O mesmo vale para abrigos para mulheres vítimas de violência e estupro. Mulheres trans* são desproporcionalmente mais afetadas por esse tipo de violência, e teoricamente haveria uma ocupação grande desses espaços por elas, diminuindo as chances de mulheres cisgêneras que sofressem a mesma violência de encontrarem lugar nestes espaços. A atitude de banir mulheres trans* desses espaços sem levar em conta os riscos sofridos por elas – atitude essa apoiada por muitas feministas – resulta em maior chance de mulheres cisgêneras encontrarem lugar nesses espaços se precisarem.

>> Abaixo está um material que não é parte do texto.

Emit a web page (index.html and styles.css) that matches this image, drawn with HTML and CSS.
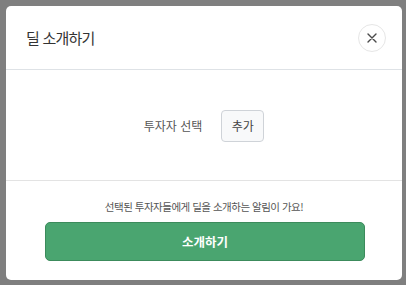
FILE: index.html
```html
<!DOCTYPE html>
<html lang="ko">
<head>
<meta charset="utf-8">
<link rel="stylesheet" href="styles.css">
</head>
<body>
<div class="backdrop">
  <div class="modal">
    <div class="modal-header">
      <h2 class="title">딜 소개하기</h2>
      <button class="close" aria-label="닫기">
        <svg width="10" height="10" viewBox="0 0 10 10"><path d="M1 1L9 9M9 1L1 9" stroke="#4a4a4a" stroke-width="1.4" stroke-linecap="round"/></svg>
      </button>
    </div>
    <div class="modal-body">
      <span class="label">투자자 선택</span>
      <button class="add">추가</button>
    </div>
    <div class="modal-footer">
      <p class="note">선택된 투자자들에게 딜을 소개하는 알림이 가요!</p>
      <button class="primary">소개하기</button>
    </div>
  </div>
</div>
</body>
</html>
```
FILE: styles.css
```css
html, body {
  margin: 0;
  padding: 0;
  height: 100%;
}
body {
  font-family: "Noto Sans CJK KR", "Noto Sans", sans-serif;
  background: #7f7f7f;
}
.backdrop {
  padding: 6px 4px 5px 6px;
  box-sizing: border-box;
  height: 100%;
}
.modal {
  width: 396px;
  height: 274px;
  background: #fff;
  border-radius: 5px;
  display: flex;
  flex-direction: column;
  overflow: hidden;
}
.modal-header {
  height: 64px;
  box-sizing: border-box;
  border-bottom: 1px solid #dee2e6;
  display: flex;
  align-items: center;
  justify-content: space-between;
  padding: 0 16px 0 20px;
}
.title {
  margin: 0;
  font-size: 15px;
  letter-spacing: -0.8px;
  font-weight: 400;
  color: #333;
  line-height: 20px;
}
.close {
  width: 28px;
  height: 28px;
  border-radius: 50%;
  border: 1px solid #e6e6e6;
  background: #fff;
  padding: 0;
  display: flex;
  align-items: center;
  justify-content: center;
}
.modal-body {
  height: 111px;
  box-sizing: border-box;
  border-bottom: 1px solid #e3e3e3;
  display: flex;
  align-items: center;
  justify-content: center;
  gap: 19px;
  padding-top: 1px;
}
.label {
  font-size: 12px;
  color: #555;
}
.add {
  width: 43px;
  height: 32px;
  font-family: inherit;
  font-size: 12px;
  color: #444;
  background: #f8f9fa;
  border: 1px solid #cfd3d8;
  border-radius: 4px;
  padding: 0;
}
.modal-footer {
  flex: 1;
  display: flex;
  flex-direction: column;
  align-items: center;
  padding-top: 17px;
}
.note {
  margin: 0 0 6px;
  font-size: 10.5px;
  letter-spacing: -0.5px;
  line-height: 18px;
  color: #555;
}
.primary {
  width: 320px;
  height: 39px;
  background: #4aa570;
  border: 1px solid #3c8b5c;
  border-radius: 5px;
  color: #fff;
  font-family: inherit;
  font-size: 12.5px;
  font-weight: 700;
  margin-left: 2px;
}
```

Quanto ao próprio Feminismo em si, impedir o acesso de mulheres trans* aos espaços feministas resulta em mais tempo, energia, dinheiro, esforço e atenção dedicados às pautas específicas das mulheres cisgêneras. Aceitar mulheres trans* nestes espaços significa, para muitas feministas, ver todos esses recursos sendo dedicados em menor quantidade às pautas delas, para serem dedicados às pautas específicas de toda uma classe de mulheres. Isso também pode ser entendido como vantagem competitiva e privilégio.

Questionar a existência de privilégio cisgênero é silenciar as denúncias de opressões vividas por pessoas trans* e se isentar de responsabilidade. É impedir que o lugar de discurso das pessoas cisgêneras seja apontado. É negar que a sociedade e a cultura são cis-supremacistas. É desqualificar a existência de cissexismo. Cissexismo é o fundamento teórico para a transfobia. Não reconhecer a existência de privilégio cisgênero está na base da transfobia.

Que nesta Semana da Visibilidade Trans*, e em todas as demais semanas do ano, se reconheça a existência da transfobia, e que privilégio cisgênero está na base dela. Que lutemos contra a transfobia com coragem.